In 1941 the footballers took part in qualification play for the Gauliga Württemberg, one of sixteen top flight divisions established in the 1933 reorganization of German football under the Third Reich, but failed to advance after finishing second in their playoff pool. Following World War II the team played in the Amateurliga Württemberg (II) from 1946 to 1952 before slipping to lower-level competition for several decades. Kirchheim returned to the Amateurliga (IV) level in 1984–85 and the following season were promoted to the Oberliga Baden-Württemberg (III) where they earned mixed results until relegated for a single season in 1991–92. On their return to the Oberliga they played as a lower table side, failing to qualify for the new third division Regionalliga Süd formed in 1994 through restructuring of the country's football competitions. However, VfL later won its way into tier III play on the strength of an Oberliga Baden-Württemberg (IV) title in 1997. The club's turn at the Regionalliga level was unsuccessful, and they struggled over the following seasons, leading to demotion to the Verbandsliga Württemberg (V) in 2001. The club again returned to the Oberliga Württemberg (IV) following a Verbandsliga championship in 2007, but withdrew from the league in 2011, opting not to field a first team in 2011–12 and to return to the Verbandsliga Württemberg in 2012.

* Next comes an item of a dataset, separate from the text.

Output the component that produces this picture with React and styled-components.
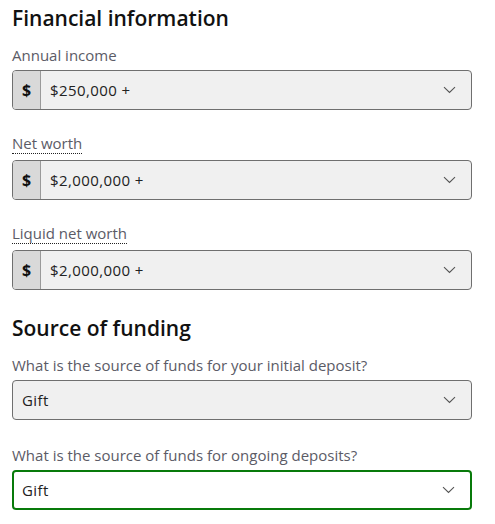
import React from 'react';
import styled, { createGlobalStyle } from 'styled-components';

const GlobalStyle = createGlobalStyle`
  body {
    margin: 0;
    background: #ffffff;
    font-family: 'Open Sans', 'Liberation Sans', sans-serif;
  }
`;

const Page = styled.div`
  display: flex;
  flex-direction: column;
  padding: 5px 23px 0 12px;
`;

const Section = styled.section`
  display: flex;
  flex-direction: column;
  margin-bottom: 25px;
`;

const Heading = styled.h2`
  margin: 0 0 14px 0;
  font-size: 21px;
  line-height: 26px;
  font-weight: 600;
  color: #111111;
`;

const Field = styled.div`
  display: flex;
  flex-direction: column;
  margin-bottom: 25px;

  &:last-child {
    margin-bottom: 0;
  }
`;

const Label = styled.label`
  align-self: flex-start;
  font-size: 15px;
  line-height: ${({ hint }) => (hint ? '17px' : '18px')};
  color: #5b5b66;
  margin-bottom: 6px;
  padding-bottom: ${({ hint }) => (hint ? '1px' : '0')};
  border-bottom: ${({ hint }) => (hint ? '1px dotted #222' : 'none')};
  margin-top: ${({ hint }) => (hint ? '0' : '1px')};
`;

const SelectBox = styled.div`
  display: flex;
  align-items: stretch;
  height: ${({ active }) => (active ? '36px' : '38px')};
  border: ${({ active }) => (active ? '2px solid #087a0a' : '1px solid #6f6f6f')};
  border-radius: 4px;
  background: ${({ active }) => (active ? '#ffffff' : '#f0f0f0')};
  overflow: hidden;
`;

const Prefix = styled.div`
  width: 27px;
  display: flex;
  align-items: center;
  justify-content: center;
  background: #d9d9d9;
  border-right: 1px solid #9a9a9a;
  font-size: 16px;
  font-weight: 700;
  color: #111;
`;

const Value = styled.div`
  flex: 1;
  display: flex;
  align-items: center;
  padding-left: ${({ indent }) => indent}px;
  font-size: 15px;
  letter-spacing: 0.4px;
  color: #222;
`;

const Chevron = styled.div`
  width: 44px;
  display: flex;
  align-items: center;
  justify-content: center;
  color: #555;
`;

const ChevronIcon = () => (
  <svg width="13" height="8" viewBox="0 0 13 8" fill="none">
    <path d="M1 1.2 L6.5 6.5 L12 1.2" stroke="#555" strokeWidth="1.1" />
  </svg>
);

const Select = ({ prefix, value, active }) => (
  <SelectBox active={active}>
    {prefix && <Prefix>{prefix}</Prefix>}
    <Value indent={prefix ? 9 : active ? 8 : 9}>{value}</Value>
    <Chevron>
      <ChevronIcon />
    </Chevron>
  </SelectBox>
);

const financial = [
  { label: 'Annual income', value: '$250,000 +' },
  { label: 'Net worth', value: '$2,000,000 +', hint: true },
  { label: 'Liquid net worth', value: '$2,000,000 +', hint: true },
];

const funding = [
  { label: 'What is the source of funds for your initial deposit?', value: 'Gift' },
  { label: 'What is the source of funds for ongoing deposits?', value: 'Gift', active: true },
];

const App = () => (
  <Page>
    <GlobalStyle />
    <Section>
      <Heading>Financial information</Heading>
      {financial.map((f) => (
        <Field key={f.label}>
          <Label hint={f.hint}>{f.label}</Label>
          <Select prefix="$" value={f.value} />
        </Field>
      ))}
    </Section>
    <Section>
      <Heading>Source of funding</Heading>
      {funding.map((f) => (
        <Field key={f.label}>
          <Label>{f.label}</Label>
          <Select value={f.value} active={f.active} />
        </Field>
      ))}
    </Section>
  </Page>
);

export default App;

The club finished on a relegation rank in 2012–13 and dropped to the tier seven Landesliga for the following season, followed by another relegation in 2014, now to the Bezirksliga. After dropping down to the tier nine Kreisliga A in 2015 the club recovered and won the league, earning promotion back to the Bezirksliga.

==Honours==
The club's honours:

===League===
- Oberliga Baden-Württemberg (IV)
  - Champions: 1997
- Verbandsliga Württemberg (V)
  - Champions: 1986, 1992, 2007
- Landesliga Württemberg
  - Champions: 1984

===Cup===
- Württemberg Cup
  - Winners: 1961, 2003
  - Runners-up: 1988, 1997

==Stadium==
The Sportgelände an der Jesinger Allee has five turf and one artificial turf football pitches. The spectator area at the main playing field can accommodate 10,000 (400 seats).

==Recent managers==
Recent managers of the club:

| Manager | Start | Finish |
|---|---|---|
| Michael Rentschler | 1 July 2007 | 30 June 2008 |
| Rolf Baumann | 7 October 2008 | 19 April 2010 |
| Thomas StumppOliver Otto | 20 April 2010 | 30 June 2010 |
| Rainer Kraft | 1 July 2010 | 30 June 2011 |
| Vacant | 1 July 2011 | Present |

==Recent seasons==
The recent season-by-season performance of the club:

| Season | Division | Tier | Position |
| 1999–2000 | Oberliga Baden-Württemberg | IV | 8th |
| 2000–01 | Oberliga Baden-Württemberg | 17th ↓ |
| 2001–02 | Verbandsliga Württemberg | V | 3rd |
| 2002–03 | Verbandsliga Württemberg | 3rd |
| 2003–04 | Verbandsliga Württemberg | 12th |
| 2004–05 | Verbandsliga Württemberg | 10th |
| 2005–06 | Verbandsliga Württemberg | 9th |
| 2006–07 | Verbandsliga Württemberg | 1st ↑ |
| 2007–08 | Oberliga Baden-Württemberg | IV | 14th |
| 2008–09 | Oberliga Baden-Württemberg | V | 10th |
| 2009–10 | Oberliga Baden-Württemberg | 6th |
| 2010–11 | Oberliga Baden-Württemberg | 9th |
| 2011–12 | Inactive |  |  |
| 2012–13 | Verbandsliga Württemberg | VI | 14th ↓ |
| 2013–14 | Landesliga Württemberg | VII | 15th ↓ |
| 2014–15 | Bezirksliga Neckar/Fils | VIII | 13th ↓ |
| 2015–16 | Kreisliga A Neckar/Fils | IX | 1st ↑ |
| 2016–17 | Bezirksliga Neckar/Fils | VIII |  |

- With the introduction of the Regionalligas in 1994 and the 3. Liga in 2008 as the new third tier, below the 2. Bundesliga, all leagues below dropped one tier.